SET EXERCISE ::
Return a copy of each line that holds the string "with".

RECORD LIST ::
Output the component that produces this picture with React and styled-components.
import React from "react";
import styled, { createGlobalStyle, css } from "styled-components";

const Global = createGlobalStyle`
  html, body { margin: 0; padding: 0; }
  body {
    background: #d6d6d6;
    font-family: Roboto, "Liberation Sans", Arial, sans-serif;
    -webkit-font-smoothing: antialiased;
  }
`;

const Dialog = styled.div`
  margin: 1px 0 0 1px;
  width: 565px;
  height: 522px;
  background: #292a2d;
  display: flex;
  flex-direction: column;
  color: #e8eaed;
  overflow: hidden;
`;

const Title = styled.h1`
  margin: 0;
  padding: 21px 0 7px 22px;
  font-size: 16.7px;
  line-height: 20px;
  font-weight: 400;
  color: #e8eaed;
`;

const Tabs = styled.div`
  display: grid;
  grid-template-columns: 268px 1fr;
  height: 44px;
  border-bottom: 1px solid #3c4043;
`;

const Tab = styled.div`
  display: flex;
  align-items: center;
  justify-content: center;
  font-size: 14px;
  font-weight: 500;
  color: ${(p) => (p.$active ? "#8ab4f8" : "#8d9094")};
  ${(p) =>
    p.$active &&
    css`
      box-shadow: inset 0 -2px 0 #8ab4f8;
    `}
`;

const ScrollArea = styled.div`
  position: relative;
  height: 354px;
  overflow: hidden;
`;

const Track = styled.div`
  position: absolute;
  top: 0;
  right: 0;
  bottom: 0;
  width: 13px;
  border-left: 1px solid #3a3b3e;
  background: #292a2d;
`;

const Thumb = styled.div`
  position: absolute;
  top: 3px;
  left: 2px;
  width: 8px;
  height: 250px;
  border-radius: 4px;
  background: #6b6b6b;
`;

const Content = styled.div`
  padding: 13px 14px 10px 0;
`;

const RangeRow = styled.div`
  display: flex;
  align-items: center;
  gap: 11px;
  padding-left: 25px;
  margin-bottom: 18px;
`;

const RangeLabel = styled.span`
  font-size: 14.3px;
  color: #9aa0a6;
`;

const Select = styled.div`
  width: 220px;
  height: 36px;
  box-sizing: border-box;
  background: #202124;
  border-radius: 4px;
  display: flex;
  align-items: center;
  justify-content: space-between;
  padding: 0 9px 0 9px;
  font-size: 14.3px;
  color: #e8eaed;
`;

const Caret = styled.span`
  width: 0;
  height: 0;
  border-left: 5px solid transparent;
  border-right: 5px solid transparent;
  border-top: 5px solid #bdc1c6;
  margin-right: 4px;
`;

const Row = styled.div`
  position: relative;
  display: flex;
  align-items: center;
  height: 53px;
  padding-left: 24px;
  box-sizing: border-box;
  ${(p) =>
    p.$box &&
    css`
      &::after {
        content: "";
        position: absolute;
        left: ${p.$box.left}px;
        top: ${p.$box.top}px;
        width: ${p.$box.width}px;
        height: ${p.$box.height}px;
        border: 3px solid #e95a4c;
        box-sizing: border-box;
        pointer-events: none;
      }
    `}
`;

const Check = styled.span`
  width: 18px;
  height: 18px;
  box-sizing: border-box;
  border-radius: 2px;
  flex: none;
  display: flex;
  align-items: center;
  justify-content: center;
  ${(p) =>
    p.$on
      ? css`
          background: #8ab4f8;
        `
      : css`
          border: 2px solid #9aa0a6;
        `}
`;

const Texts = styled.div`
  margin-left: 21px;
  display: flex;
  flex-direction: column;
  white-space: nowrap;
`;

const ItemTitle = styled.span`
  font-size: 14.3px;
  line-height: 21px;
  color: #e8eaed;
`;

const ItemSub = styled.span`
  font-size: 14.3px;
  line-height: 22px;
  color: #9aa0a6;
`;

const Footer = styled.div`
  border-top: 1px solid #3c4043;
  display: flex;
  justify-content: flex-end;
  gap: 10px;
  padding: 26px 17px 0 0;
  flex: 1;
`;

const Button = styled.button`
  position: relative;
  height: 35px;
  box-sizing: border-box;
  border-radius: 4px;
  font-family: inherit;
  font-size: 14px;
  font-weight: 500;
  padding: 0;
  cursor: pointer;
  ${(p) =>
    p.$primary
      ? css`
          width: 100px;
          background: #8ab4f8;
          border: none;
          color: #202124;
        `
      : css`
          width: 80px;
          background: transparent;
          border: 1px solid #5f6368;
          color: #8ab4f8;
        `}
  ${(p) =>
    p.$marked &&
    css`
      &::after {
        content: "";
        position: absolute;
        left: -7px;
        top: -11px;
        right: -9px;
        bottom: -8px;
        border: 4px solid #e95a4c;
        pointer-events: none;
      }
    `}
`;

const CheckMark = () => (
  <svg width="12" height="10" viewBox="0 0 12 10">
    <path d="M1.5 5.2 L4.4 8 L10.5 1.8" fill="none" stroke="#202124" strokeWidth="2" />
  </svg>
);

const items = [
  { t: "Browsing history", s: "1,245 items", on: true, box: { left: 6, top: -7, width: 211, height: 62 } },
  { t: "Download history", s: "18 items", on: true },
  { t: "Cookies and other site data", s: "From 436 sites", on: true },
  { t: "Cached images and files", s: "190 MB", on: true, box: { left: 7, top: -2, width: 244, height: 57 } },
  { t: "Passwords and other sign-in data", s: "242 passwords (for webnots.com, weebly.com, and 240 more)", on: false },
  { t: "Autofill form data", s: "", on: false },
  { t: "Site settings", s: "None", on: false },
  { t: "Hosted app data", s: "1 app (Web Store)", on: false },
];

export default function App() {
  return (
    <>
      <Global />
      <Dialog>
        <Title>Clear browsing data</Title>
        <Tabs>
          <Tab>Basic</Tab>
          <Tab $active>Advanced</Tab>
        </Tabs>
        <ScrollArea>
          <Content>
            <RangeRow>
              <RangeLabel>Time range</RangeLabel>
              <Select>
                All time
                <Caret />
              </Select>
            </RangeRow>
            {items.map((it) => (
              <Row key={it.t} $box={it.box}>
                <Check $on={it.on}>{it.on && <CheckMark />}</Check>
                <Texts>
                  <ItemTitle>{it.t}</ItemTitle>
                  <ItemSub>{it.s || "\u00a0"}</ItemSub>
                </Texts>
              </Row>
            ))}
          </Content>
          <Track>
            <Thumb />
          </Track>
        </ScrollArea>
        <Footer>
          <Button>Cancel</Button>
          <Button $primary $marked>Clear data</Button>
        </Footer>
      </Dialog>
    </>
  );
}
---
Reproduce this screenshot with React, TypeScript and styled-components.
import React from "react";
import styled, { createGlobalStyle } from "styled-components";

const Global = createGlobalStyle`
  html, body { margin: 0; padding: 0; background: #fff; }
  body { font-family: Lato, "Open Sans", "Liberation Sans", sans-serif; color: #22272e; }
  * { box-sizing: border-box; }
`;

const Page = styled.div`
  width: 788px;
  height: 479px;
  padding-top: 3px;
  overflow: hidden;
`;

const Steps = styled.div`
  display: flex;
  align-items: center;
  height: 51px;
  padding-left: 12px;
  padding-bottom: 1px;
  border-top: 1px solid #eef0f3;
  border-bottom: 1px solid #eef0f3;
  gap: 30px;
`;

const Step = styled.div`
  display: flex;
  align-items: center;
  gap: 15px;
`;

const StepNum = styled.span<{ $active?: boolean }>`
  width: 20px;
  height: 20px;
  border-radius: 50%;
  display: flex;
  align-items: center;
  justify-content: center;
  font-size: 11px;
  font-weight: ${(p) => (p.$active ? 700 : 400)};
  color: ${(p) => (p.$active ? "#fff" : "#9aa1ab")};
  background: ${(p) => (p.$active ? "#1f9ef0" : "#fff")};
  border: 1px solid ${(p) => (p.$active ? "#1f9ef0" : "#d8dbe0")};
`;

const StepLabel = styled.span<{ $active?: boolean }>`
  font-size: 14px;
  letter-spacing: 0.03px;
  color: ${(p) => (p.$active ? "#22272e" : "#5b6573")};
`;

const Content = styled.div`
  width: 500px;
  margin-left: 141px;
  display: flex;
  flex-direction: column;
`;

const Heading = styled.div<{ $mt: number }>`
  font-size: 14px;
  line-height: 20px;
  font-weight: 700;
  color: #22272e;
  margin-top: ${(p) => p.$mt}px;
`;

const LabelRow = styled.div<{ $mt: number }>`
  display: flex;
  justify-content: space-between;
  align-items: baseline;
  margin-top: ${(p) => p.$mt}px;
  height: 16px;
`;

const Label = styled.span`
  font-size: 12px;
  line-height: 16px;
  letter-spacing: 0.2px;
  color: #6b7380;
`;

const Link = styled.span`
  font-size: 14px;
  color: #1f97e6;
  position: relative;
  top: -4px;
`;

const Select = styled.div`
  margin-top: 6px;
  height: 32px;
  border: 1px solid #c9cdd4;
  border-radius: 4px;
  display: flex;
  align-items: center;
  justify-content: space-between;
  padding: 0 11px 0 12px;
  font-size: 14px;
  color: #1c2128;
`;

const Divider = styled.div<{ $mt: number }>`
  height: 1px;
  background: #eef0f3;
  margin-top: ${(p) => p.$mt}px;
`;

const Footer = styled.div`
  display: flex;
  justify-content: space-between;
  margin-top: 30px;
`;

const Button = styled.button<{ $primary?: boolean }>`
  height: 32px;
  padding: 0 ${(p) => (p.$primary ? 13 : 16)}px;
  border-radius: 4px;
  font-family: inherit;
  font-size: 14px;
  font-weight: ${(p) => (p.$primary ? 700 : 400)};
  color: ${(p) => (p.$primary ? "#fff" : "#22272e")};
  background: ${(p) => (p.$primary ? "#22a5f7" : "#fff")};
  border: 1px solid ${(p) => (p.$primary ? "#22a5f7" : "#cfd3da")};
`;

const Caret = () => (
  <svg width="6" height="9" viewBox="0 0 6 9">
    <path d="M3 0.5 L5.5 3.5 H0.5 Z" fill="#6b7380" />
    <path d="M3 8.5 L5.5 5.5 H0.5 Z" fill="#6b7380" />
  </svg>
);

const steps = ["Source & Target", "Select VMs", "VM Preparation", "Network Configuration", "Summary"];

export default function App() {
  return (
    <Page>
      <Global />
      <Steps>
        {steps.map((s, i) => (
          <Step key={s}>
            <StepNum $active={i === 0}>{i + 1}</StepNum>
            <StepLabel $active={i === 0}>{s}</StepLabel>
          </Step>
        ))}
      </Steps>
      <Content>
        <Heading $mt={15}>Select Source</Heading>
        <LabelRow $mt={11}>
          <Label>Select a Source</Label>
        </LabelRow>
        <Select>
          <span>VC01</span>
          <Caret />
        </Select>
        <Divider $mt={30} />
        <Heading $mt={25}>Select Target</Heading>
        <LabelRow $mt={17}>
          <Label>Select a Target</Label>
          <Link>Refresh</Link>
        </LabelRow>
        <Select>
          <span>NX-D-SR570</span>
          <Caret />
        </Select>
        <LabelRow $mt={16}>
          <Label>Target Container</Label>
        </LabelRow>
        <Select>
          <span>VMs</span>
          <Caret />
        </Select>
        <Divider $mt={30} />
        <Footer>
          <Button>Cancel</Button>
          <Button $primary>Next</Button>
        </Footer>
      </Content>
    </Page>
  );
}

WRITTEN REPLY ::
Output the component that produces this picture with React and styled-components.
Reproduce this screenshot with React, TypeScript and styled-components.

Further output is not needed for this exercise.